Location
- 8639 Oakes Road Arcanum,Ohio, (Darke County), Ohio 45304 United States
- Coordinates: 39°59′0″N 84°28′51″W﻿ / ﻿39.98333°N 84.48083°W

Information
- Type: Public, Coeducational high school
- Established: 1952
- School district: Franklin and Monroe Townships
- Superintendent: Jeremy Pequignot
- Principal: Diane Voress
- Grades: 7-12
- Colors: Blue and White
- Fight song: Wave the Flag
- Athletics conference: Western Ohio Athletic Conference
- Sports: Baseball, Basketball, Cross Country, Golf, Softball, Track and Volleyball.
- Mascot: Jet
- Nickname: Jets
- Team name: Jets
- Rival: Arcanum Trojans, Tri-Village Patriots
- Newspaper: Sonic Sound
- Website: http://www.franklin-monroe.k12.oh.us

= Franklin Monroe High School =

Franklin Monroe High School is a public high school in Pitsburg, Ohio.
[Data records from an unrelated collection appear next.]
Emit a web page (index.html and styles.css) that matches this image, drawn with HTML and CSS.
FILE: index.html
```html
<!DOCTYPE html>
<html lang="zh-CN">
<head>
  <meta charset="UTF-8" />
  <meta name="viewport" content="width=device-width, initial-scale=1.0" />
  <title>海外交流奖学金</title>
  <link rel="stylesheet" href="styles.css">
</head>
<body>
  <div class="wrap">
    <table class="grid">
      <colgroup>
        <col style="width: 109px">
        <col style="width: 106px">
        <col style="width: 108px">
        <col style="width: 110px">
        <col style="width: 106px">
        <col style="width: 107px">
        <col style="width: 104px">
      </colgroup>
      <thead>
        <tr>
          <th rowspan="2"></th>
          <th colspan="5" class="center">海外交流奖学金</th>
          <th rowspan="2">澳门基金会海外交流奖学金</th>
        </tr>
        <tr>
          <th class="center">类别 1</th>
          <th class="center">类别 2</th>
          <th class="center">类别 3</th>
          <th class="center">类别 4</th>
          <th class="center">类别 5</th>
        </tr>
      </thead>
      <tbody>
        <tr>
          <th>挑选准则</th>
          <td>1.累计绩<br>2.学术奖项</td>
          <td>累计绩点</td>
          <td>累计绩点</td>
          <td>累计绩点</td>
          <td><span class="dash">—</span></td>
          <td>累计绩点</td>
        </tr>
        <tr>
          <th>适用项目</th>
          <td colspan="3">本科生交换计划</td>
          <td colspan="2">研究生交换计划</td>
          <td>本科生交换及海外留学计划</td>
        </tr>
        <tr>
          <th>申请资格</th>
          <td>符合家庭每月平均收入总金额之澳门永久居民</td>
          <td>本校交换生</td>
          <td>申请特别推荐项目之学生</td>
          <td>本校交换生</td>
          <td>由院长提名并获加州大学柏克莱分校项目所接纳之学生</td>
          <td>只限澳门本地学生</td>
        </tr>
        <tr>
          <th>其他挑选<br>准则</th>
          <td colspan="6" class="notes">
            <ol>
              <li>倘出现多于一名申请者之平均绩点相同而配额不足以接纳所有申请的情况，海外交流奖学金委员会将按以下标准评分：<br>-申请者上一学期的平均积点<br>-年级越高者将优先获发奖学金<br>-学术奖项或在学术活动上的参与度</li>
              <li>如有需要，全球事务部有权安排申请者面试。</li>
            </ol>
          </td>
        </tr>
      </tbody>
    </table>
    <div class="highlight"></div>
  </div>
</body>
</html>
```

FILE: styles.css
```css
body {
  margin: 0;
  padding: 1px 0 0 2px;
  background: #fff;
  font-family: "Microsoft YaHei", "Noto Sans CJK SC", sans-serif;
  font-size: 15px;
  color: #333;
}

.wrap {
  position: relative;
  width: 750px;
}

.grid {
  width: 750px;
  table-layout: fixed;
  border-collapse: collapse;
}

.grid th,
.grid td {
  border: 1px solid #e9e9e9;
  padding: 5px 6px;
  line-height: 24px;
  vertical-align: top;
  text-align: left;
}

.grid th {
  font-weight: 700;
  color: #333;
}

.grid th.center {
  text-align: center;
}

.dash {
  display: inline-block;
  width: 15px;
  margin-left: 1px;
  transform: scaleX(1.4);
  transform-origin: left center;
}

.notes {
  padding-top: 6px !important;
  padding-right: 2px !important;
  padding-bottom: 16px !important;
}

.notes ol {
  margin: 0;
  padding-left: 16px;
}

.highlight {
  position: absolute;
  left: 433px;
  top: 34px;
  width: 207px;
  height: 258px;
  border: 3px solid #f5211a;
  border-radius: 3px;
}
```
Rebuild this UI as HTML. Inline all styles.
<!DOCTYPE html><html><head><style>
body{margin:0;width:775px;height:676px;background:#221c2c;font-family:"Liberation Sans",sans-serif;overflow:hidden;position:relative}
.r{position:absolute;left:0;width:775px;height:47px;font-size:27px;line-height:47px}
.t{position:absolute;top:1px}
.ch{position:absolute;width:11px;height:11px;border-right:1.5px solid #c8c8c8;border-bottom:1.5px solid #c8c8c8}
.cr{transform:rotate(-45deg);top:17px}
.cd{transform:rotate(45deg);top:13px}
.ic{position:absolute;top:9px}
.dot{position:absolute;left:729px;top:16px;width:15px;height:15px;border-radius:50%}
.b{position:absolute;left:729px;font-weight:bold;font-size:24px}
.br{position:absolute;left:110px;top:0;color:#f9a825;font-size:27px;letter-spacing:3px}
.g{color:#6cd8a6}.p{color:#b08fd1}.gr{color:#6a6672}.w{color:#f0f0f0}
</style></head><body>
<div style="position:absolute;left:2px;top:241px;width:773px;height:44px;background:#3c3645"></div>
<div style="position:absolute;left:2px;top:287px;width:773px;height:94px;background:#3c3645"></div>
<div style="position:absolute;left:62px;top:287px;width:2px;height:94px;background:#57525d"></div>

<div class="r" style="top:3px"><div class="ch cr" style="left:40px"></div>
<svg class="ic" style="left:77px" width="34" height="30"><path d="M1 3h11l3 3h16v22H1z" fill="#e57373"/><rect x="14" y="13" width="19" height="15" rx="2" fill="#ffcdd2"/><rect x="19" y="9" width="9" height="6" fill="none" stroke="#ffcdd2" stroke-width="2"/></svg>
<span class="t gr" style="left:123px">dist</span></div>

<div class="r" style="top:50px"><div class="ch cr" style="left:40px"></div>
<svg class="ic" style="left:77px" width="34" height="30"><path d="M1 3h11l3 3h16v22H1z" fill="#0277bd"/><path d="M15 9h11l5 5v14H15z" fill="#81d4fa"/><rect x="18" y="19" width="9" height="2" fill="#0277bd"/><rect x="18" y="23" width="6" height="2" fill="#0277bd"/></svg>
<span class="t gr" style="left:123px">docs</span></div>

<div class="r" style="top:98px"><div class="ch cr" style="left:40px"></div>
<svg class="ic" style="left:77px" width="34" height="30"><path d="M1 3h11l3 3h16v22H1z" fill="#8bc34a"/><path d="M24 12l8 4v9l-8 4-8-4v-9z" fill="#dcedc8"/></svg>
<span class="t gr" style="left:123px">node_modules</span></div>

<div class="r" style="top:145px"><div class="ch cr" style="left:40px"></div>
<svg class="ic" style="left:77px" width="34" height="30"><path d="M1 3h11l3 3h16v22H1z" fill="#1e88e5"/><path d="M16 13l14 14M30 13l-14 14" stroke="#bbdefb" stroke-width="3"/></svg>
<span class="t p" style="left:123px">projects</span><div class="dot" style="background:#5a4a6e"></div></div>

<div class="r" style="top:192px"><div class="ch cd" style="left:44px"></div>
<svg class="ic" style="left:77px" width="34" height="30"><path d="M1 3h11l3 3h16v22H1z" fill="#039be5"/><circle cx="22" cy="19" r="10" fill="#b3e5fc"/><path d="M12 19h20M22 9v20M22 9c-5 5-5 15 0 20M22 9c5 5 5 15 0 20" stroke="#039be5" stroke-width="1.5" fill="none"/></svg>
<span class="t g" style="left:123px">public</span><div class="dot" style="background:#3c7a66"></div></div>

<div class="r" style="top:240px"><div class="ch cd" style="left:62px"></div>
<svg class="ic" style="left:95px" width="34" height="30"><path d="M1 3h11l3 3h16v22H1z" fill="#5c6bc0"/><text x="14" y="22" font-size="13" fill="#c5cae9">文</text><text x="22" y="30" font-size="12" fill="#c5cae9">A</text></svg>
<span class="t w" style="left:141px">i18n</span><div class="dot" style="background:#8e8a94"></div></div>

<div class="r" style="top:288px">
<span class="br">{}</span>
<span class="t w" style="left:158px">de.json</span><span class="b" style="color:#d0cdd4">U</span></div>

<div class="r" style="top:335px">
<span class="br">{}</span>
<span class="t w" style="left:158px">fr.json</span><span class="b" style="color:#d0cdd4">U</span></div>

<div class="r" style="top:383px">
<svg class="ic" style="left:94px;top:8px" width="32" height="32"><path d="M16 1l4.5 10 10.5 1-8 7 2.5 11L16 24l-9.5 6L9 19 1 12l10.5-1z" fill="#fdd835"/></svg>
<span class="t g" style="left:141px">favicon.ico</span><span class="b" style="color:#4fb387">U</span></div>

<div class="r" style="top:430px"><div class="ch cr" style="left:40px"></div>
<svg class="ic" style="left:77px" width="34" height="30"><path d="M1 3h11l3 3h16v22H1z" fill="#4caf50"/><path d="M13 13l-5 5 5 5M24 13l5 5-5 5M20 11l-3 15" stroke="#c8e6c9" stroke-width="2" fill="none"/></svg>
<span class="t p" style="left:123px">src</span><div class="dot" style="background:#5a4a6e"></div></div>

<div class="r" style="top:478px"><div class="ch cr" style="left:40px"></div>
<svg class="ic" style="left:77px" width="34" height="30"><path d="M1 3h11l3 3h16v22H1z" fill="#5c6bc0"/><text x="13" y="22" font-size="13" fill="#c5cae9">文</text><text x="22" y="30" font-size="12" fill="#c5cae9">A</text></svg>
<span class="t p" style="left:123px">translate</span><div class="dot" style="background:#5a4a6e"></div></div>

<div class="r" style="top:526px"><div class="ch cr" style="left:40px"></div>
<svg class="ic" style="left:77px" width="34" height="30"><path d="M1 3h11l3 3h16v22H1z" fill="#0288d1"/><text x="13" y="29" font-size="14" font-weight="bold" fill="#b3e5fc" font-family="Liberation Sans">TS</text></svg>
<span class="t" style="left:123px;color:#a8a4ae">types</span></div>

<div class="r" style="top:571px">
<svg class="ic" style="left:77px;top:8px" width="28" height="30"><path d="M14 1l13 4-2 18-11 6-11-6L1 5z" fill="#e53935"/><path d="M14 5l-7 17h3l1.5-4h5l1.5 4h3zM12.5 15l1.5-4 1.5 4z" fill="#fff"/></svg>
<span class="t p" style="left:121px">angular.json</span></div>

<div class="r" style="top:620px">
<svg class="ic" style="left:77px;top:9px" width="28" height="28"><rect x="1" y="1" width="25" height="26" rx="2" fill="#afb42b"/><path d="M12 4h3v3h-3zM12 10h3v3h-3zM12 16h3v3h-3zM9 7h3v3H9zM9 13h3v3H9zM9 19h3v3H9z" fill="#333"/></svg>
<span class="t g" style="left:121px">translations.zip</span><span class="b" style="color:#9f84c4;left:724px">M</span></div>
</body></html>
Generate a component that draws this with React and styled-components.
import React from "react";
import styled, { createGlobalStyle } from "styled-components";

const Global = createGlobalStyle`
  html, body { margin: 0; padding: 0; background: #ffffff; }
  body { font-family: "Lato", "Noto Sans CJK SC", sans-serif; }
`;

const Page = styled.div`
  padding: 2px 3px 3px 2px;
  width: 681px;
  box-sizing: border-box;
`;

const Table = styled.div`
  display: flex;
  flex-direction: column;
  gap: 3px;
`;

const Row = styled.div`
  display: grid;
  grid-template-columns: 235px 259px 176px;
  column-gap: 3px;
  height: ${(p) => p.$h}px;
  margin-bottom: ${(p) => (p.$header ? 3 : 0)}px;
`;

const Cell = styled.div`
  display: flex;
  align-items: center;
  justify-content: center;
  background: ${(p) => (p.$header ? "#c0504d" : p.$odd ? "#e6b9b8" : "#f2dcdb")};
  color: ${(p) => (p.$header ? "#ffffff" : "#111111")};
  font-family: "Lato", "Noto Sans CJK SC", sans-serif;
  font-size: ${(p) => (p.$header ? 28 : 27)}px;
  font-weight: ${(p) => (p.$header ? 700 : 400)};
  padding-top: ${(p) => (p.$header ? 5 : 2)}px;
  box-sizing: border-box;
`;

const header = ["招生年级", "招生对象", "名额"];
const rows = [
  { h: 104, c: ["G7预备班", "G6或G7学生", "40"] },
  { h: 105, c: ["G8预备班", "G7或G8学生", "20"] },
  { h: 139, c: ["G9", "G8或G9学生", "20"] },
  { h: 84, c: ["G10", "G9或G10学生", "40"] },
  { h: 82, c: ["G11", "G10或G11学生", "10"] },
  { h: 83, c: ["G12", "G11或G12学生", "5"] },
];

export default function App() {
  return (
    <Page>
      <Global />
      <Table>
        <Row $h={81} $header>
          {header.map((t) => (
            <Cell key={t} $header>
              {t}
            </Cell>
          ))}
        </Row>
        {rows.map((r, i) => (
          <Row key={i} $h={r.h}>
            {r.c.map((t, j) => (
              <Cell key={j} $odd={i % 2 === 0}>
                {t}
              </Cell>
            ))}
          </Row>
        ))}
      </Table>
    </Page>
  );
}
It is the only high school in the Franklin Monroe School District. The school name is derived from the fact that it serves large portions of Franklin Township and Monroe Township in Darke County. Franklin Monroe began in 1952, when the Franklin and Monroe Township schools consolidated into one. The school is housed in one building on a property in Pitsburg, Ohio.